» **Given exercise**:
Do not copy the pictures; transcribe all other material exactly.
━━ Source data
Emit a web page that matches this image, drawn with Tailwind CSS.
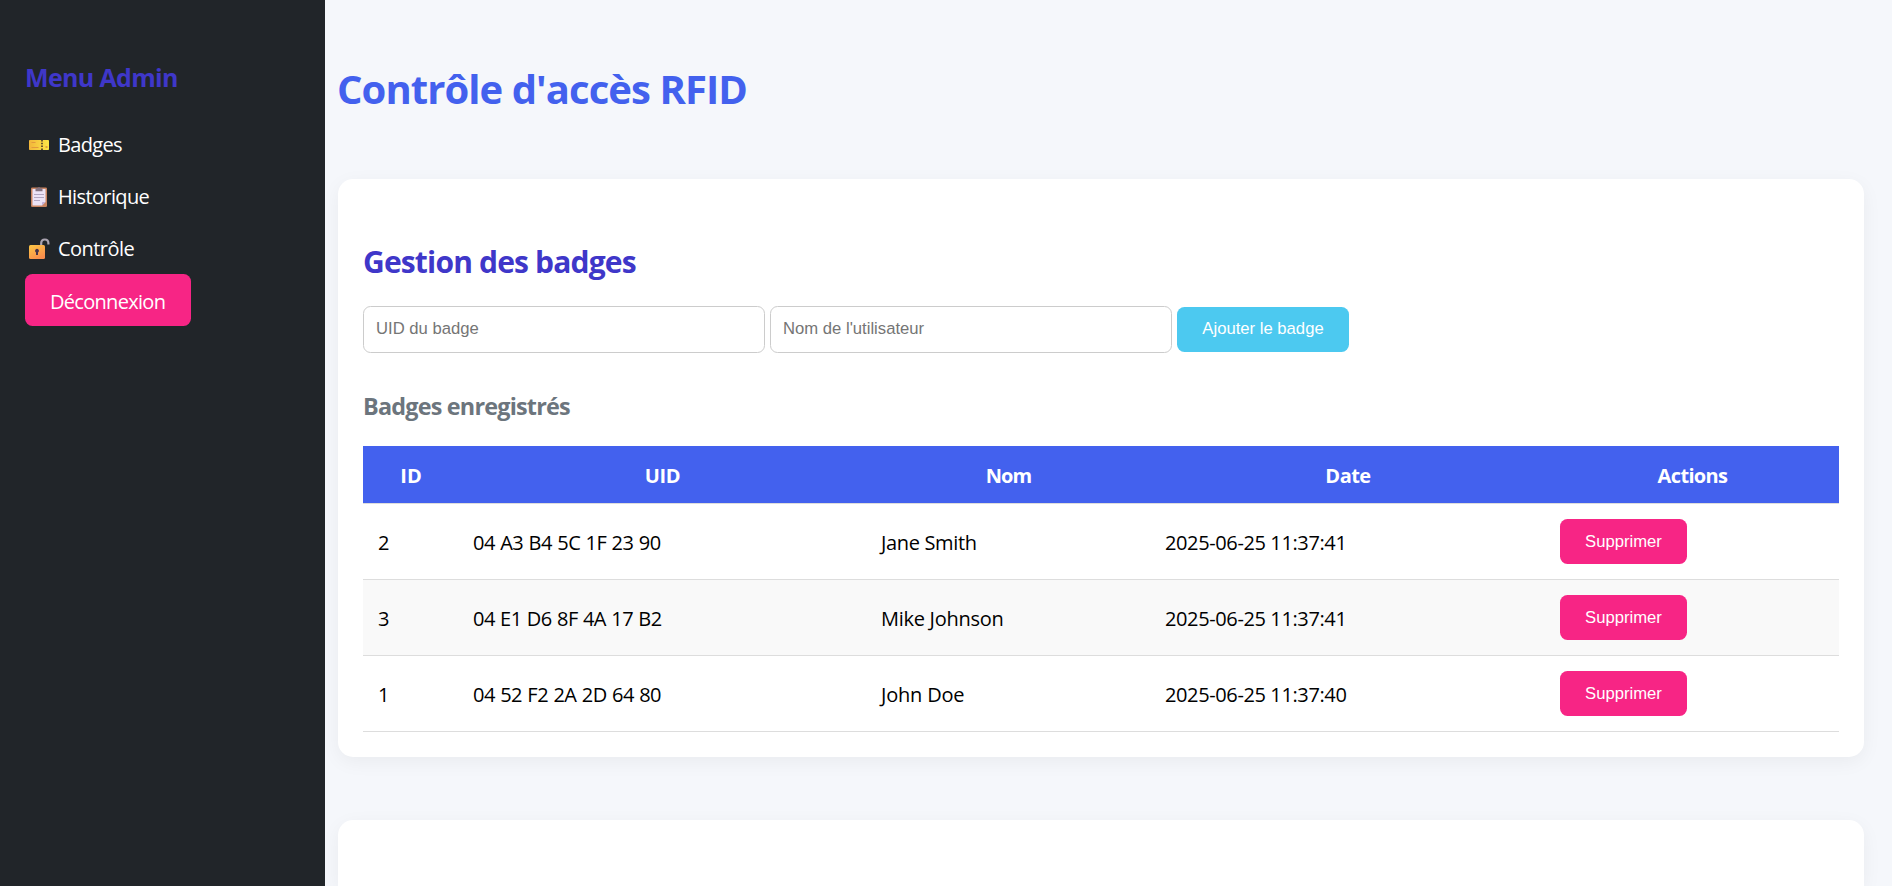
<!DOCTYPE html>
<html lang="fr">
<head>
<meta charset="utf-8">
<title>Contrôle d'accès RFID</title>
<script src="https://cdn.jsdelivr.net/npm/@tailwindcss/browser@4"></script>
</head>
<body class="flex h-screen overflow-hidden bg-[#f5f7fb] font-['Open_Sans',sans-serif] text-[20px] text-black">
<aside class="w-[325px] shrink-0 bg-[#212529] px-[25px] pt-[60px] text-white">
  <h3 class="mb-[24px] text-[25px] leading-[34px] font-bold text-[#3f37c9]"><span class="tracking-[-0.65px]">Menu Admin</span></h3>
  <nav class="flex flex-col leading-[52px]">
    <a class="flex h-[52px] items-center pt-[2px]">
      <svg class="ml-[3px] mr-[8px] size-[22px]" viewBox="0 0 22 22">
        <defs><linearGradient id="tk" x1="0" x2="1"><stop offset="0" stop-color="#f2b63a"/><stop offset="1" stop-color="#fde747"/></linearGradient></defs>
        <path d="M1.8 6h18.4q.8 0 .8.8v8.4q0 .8-.8.8H1.8q-.8 0-.8-.8V6.800q0-.8.8-.8z" fill="url(#tk)"/>
        <path d="M3.500 8.500h4M3.500 13.500h7" stroke="#e39a3c" stroke-width="1"/><path d="M17.500 13h2" stroke="#e39a3c" stroke-width="1.800"/>
        <path d="M14 6v10" stroke="#3b3027" stroke-width="1.500" stroke-dasharray="1.500 1.300"/>
      </svg><span class="tracking-[-0.67px]">Badges</span></a>
    <a class="flex h-[52px] items-center pt-[2px]">
      <svg class="ml-[3px] mr-[8px] size-[22px]" viewBox="0 0 22 22">
        <rect x="3" y="1.500" width="16" height="19.500" rx="1.300" fill="#c98460"/>
        <path d="M4.500 3h13v13L14 19.500H4.500z" fill="#ece3f6"/><path d="M17.500 16h-2.700q-.8 0-.8.8v2.700z" fill="#c3b1d6"/>
        <path d="M7.500 5.300V3q0-.8.8-.8h1.200q.2-1 1.500-1t1.500 1h1.200q.8 0 .8.800v2.300z" fill="#83727f"/>
        <path d="M6 8.500h10M6 11.500h10M6 14.500h6" stroke="#b3a7c2"/>
      </svg><span class="tracking-[-0.63px]">Historique</span></a>
    <a class="flex h-[52px] items-center pt-[2px]">
      <svg class="ml-[3px] mr-[8px] size-[22px]" viewBox="0 0 22 22">
        <defs><linearGradient id="lk" x1="0" y1="0" x2=".6" y2="1"><stop offset="0" stop-color="#fcc844"/><stop offset="1" stop-color="#f98d4c"/></linearGradient></defs>
        <path d="M13.200 8V5.200q0-3.700 3.600-3.700t3.600 3.700V6.500" fill="none" stroke="#aaa3b0" stroke-width="2.200"/>
        <rect x="1" y="7" width="16" height="14" rx="1.500" fill="url(#lk)"/>
        <path d="M9 10.800a2 2 0 0 1 1 3.700V17H8v-2.500a2 2 0 0 1 1-3.700z" fill="#453349"/>
      </svg><span class="tracking-[-0.55px]">Contrôle</span></a>
    <a class="flex h-[52px] w-[166px] items-center rounded-[7.5px] bg-[#f72585] pt-[3px] pl-[25px] leading-[49px]"><span class="whitespace-nowrap tracking-[-0.7px]">Déconnexion</span></a>
  </nav>
</aside>
<main class="min-w-0 flex-1 pr-[28px] pl-[13px] pt-[63px]">
  <h1 class="-ml-px mb-[64px] text-[40px] leading-[52px] font-bold text-[#4361ee]"><span class="tracking-[-0.93px]">Contrôle d'accès RFID</span></h1>
  <section class="h-[578px] rounded-[15px] bg-white px-[25px] pt-[63px] shadow-[0_5px_18.75px_rgba(0,0,0,0.05)]">
    <h2 class="text-[30px] leading-[40px] font-bold text-[#3f37c9]"><span class="tracking-[-0.83px]">Gestion des badges</span></h2>
    <form class="mt-[24px] flex items-center font-['Liberation_Sans',Arial,sans-serif] text-[16.67px]">
      <input class="mr-[5px] h-[47px] w-[402px] rounded-[7.5px] border border-[#ccc] px-[12px] pb-[2px] placeholder:text-[#757575]" placeholder="UID du badge">
      <input class="mr-[5px] h-[47px] w-[402px] rounded-[7.5px] border border-[#ccc] px-[12px] pb-[2px] placeholder:text-[#757575]" placeholder="Nom de l'utilisateur">
      <button type="button" class="h-[45px] w-[172px] rounded-[7.5px] bg-[#4cc9f0] pb-[2px] text-white">Ajouter le badge</button>
    </form>
    <h3 class="mt-[37px] mb-[24px] text-[23.4px] leading-[32px] font-bold text-[#6c757d]"><span class="tracking-[-0.8px]">Badges enregistrés</span></h3>
    <table class="w-[1476px] table-fixed border-separate border-spacing-0 text-left [&_td]:border-b [&_td]:border-[#ddd] [&_th]:border-b [&_th]:border-[#ddd]">
      <colgroup><col class="w-[95px]"><col class="w-[408px]"><col class="w-[284px]"><col class="w-[395px]"><col class="w-[294px]"></colgroup>
      <thead>
        <tr class="h-[58px] bg-[#4361ee] text-center leading-[27px] text-white [&_th]:pt-px [&_th]:pl-px">
          <th>ID</th><th class="tracking-[-0.37px]">UID</th><th class="tracking-[-1px]">Nom</th><th class="tracking-[-0.52px]">Date</th><th class="tracking-[-0.65px]">Actions</th>
        </tr>
      </thead>
      <tbody class="leading-[27px] [&_td]:px-[15px] [&_td:not(:last-child)]:pt-[2px]">
        <tr class="h-[76px]"><td>2</td><td class="tracking-[-0.5px] [word-spacing:0.6px]">04 A3 B4 5C 1F 23 90</td><td class="tracking-[-0.35px]">Jane Smith</td><td class="tracking-[-0.38px]">2025-06-25 11:37:41</td><td><button class="block h-[45px] w-[127px] rounded-[7.5px] bg-[#f72585] pb-[1px] font-['Liberation_Sans',Arial,sans-serif] text-[16.67px] text-white">Supprimer</button></td></tr>
        <tr class="h-[76px] bg-[#f9f9f9]"><td>3</td><td class="tracking-[-0.53px] [word-spacing:0.6px]">04 E1 D6 8F 4A 17 B2</td><td class="tracking-[-0.28px]">Mike Johnson</td><td class="tracking-[-0.38px]">2025-06-25 11:37:41</td><td><button class="block h-[45px] w-[127px] rounded-[7.5px] bg-[#f72585] pb-[1px] font-['Liberation_Sans',Arial,sans-serif] text-[16.67px] text-white">Supprimer</button></td></tr>
        <tr class="h-[76px]"><td>1</td><td class="tracking-[-0.5px] [word-spacing:0.6px]">04 52 F2 2A 2D 64 80</td><td class="tracking-[-0.2px]">John Doe</td><td class="tracking-[-0.38px]">2025-06-25 11:37:40</td><td><button class="block h-[45px] w-[127px] rounded-[7.5px] bg-[#f72585] pb-[1px] font-['Liberation_Sans',Arial,sans-serif] text-[16.67px] text-white">Supprimer</button></td></tr>
      </tbody>
    </table>
  </section>
  <section class="mt-[63px] h-[66px] rounded-t-[15px] bg-white shadow-[0_5px_18.75px_rgba(0,0,0,0.05)]"></section>
</main>
</body>
</html>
━━━━
» **Correct answer**:
Emit a web page that matches this image, drawn with Tailwind CSS.
<!DOCTYPE html>
<html lang="fr">
<head>
<meta charset="utf-8">
<title>Contrôle d'accès RFID</title>
<script src="https://cdn.jsdelivr.net/npm/@tailwindcss/browser@4"></script>
</head>
<body class="flex h-screen overflow-hidden bg-[#f5f7fb] font-['Open_Sans',sans-serif] text-[20px] text-black">
<aside class="w-[325px] shrink-0 bg-[#212529] px-[25px] pt-[60px] text-white">
  <h3 class="mb-[24px] text-[25px] leading-[34px] font-bold text-[#3f37c9]"><span class="tracking-[-0.65px]">Menu Admin</span></h3>
  <nav class="flex flex-col leading-[52px]">
    <a class="flex h-[52px] items-center pt-[2px]">
      <svg class="ml-[3px] mr-[8px] size-[22px]" viewBox="0 0 22 22">
        <defs><linearGradient id="tk" x1="0" x2="1"><stop offset="0" stop-color="#f2b63a"/><stop offset="1" stop-color="#fde747"/></linearGradient></defs>
        <path d="M1.8 6h18.4q.8 0 .8.8v8.4q0 .8-.8.8H1.8q-.8 0-.8-.8V6.800q0-.8.8-.8z" fill="url(#tk)"/>
        <path d="M3.500 8.500h4M3.500 13.500h7" stroke="#e39a3c" stroke-width="1"/><path d="M17.500 13h2" stroke="#e39a3c" stroke-width="1.800"/>
        <path d="M14 6v10" stroke="#3b3027" stroke-width="1.500" stroke-dasharray="1.500 1.300"/>
      </svg><span class="tracking-[-0.67px]">Badges</span></a>
    <a class="flex h-[52px] items-center pt-[2px]">
      <svg class="ml-[3px] mr-[8px] size-[22px]" viewBox="0 0 22 22">
        <rect x="3" y="1.500" width="16" height="19.500" rx="1.300" fill="#c98460"/>
        <path d="M4.500 3h13v13L14 19.500H4.500z" fill="#ece3f6"/><path d="M17.500 16h-2.700q-.8 0-.8.8v2.700z" fill="#c3b1d6"/>
        <path d="M7.500 5.300V3q0-.8.8-.8h1.200q.2-1 1.500-1t1.500 1h1.200q.8 0 .8.800v2.300z" fill="#83727f"/>
        <path d="M6 8.500h10M6 11.500h10M6 14.500h6" stroke="#b3a7c2"/>
      </svg><span class="tracking-[-0.63px]">Historique</span></a>
    <a class="flex h-[52px] items-center pt-[2px]">
      <svg class="ml-[3px] mr-[8px] size-[22px]" viewBox="0 0 22 22">
        <defs><linearGradient id="lk" x1="0" y1="0" x2=".6" y2="1"><stop offset="0" stop-color="#fcc844"/><stop offset="1" stop-color="#f98d4c"/></linearGradient></defs>
        <path d="M13.200 8V5.200q0-3.700 3.600-3.700t3.600 3.700V6.500" fill="none" stroke="#aaa3b0" stroke-width="2.200"/>
        <rect x="1" y="7" width="16" height="14" rx="1.500" fill="url(#lk)"/>
        <path d="M9 10.800a2 2 0 0 1 1 3.700V17H8v-2.500a2 2 0 0 1 1-3.700z" fill="#453349"/>
      </svg><span class="tracking-[-0.55px]">Contrôle</span></a>
    <a class="flex h-[52px] w-[166px] items-center rounded-[7.5px] bg-[#f72585] pt-[3px] pl-[25px] leading-[49px]"><span class="whitespace-nowrap tracking-[-0.7px]">Déconnexion</span></a>
  </nav>
</aside>
<main class="min-w-0 flex-1 pr-[28px] pl-[13px] pt-[63px]">
  <h1 class="-ml-px mb-[64px] text-[40px] leading-[52px] font-bold text-[#4361ee]"><span class="tracking-[-0.93px]">Contrôle d'accès RFID</span></h1>
  <section class="h-[578px] rounded-[15px] bg-white px-[25px] pt-[63px] shadow-[0_5px_18.75px_rgba(0,0,0,0.05)]">
    <h2 class="text-[30px] leading-[40px] font-bold text-[#3f37c9]"><span class="tracking-[-0.83px]">Gestion des badges</span></h2>
    <form class="mt-[24px] flex items-center font-['Liberation_Sans',Arial,sans-serif] text-[16.67px]">
      <input class="mr-[5px] h-[47px] w-[402px] rounded-[7.5px] border border-[#ccc] px-[12px] pb-[2px] placeholder:text-[#757575]" placeholder="UID du badge">
      <input class="mr-[5px] h-[47px] w-[402px] rounded-[7.5px] border border-[#ccc] px-[12px] pb-[2px] placeholder:text-[#757575]" placeholder="Nom de l'utilisateur">
      <button type="button" class="h-[45px] w-[172px] rounded-[7.5px] bg-[#4cc9f0] pb-[2px] text-white">Ajouter le badge</button>
    </form>
    <h3 class="mt-[37px] mb-[24px] text-[23.4px] leading-[32px] font-bold text-[#6c757d]"><span class="tracking-[-0.8px]">Badges enregistrés</span></h3>
    <table class="w-[1476px] table-fixed border-separate border-spacing-0 text-left [&_td]:border-b [&_td]:border-[#ddd] [&_th]:border-b [&_th]:border-[#ddd]">
      <colgroup><col class="w-[95px]"><col class="w-[408px]"><col class="w-[284px]"><col class="w-[395px]"><col class="w-[294px]"></colgroup>
      <thead>
        <tr class="h-[58px] bg-[#4361ee] text-center leading-[27px] text-white [&_th]:pt-px [&_th]:pl-px">
          <th>ID</th><th class="tracking-[-0.37px]">UID</th><th class="tracking-[-1px]">Nom</th><th class="tracking-[-0.52px]">Date</th><th class="tracking-[-0.65px]">Actions</th>
        </tr>
      </thead>
      <tbody class="leading-[27px] [&_td]:px-[15px] [&_td:not(:last-child)]:pt-[2px]">
        <tr class="h-[76px]"><td>2</td><td class="tracking-[-0.5px] [word-spacing:0.6px]">04 A3 B4 5C 1F 23 90</td><td class="tracking-[-0.35px]">Jane Smith</td><td class="tracking-[-0.38px]">2025-06-25 11:37:41</td><td><button class="block h-[45px] w-[127px] rounded-[7.5px] bg-[#f72585] pb-[1px] font-['Liberation_Sans',Arial,sans-serif] text-[16.67px] text-white">Supprimer</button></td></tr>
        <tr class="h-[76px] bg-[#f9f9f9]"><td>3</td><td class="tracking-[-0.53px] [word-spacing:0.6px]">04 E1 D6 8F 4A 17 B2</td><td class="tracking-[-0.28px]">Mike Johnson</td><td class="tracking-[-0.38px]">2025-06-25 11:37:41</td><td><button class="block h-[45px] w-[127px] rounded-[7.5px] bg-[#f72585] pb-[1px] font-['Liberation_Sans',Arial,sans-serif] text-[16.67px] text-white">Supprimer</button></td></tr>
        <tr class="h-[76px]"><td>1</td><td class="tracking-[-0.5px] [word-spacing:0.6px]">04 52 F2 2A 2D 64 80</td><td class="tracking-[-0.2px]">John Doe</td><td class="tracking-[-0.38px]">2025-06-25 11:37:40</td><td><button class="block h-[45px] w-[127px] rounded-[7.5px] bg-[#f72585] pb-[1px] font-['Liberation_Sans',Arial,sans-serif] text-[16.67px] text-white">Supprimer</button></td></tr>
      </tbody>
    </table>
  </section>
  <section class="mt-[63px] h-[66px] rounded-t-[15px] bg-white shadow-[0_5px_18.75px_rgba(0,0,0,0.05)]"></section>
</main>
</body>
</html>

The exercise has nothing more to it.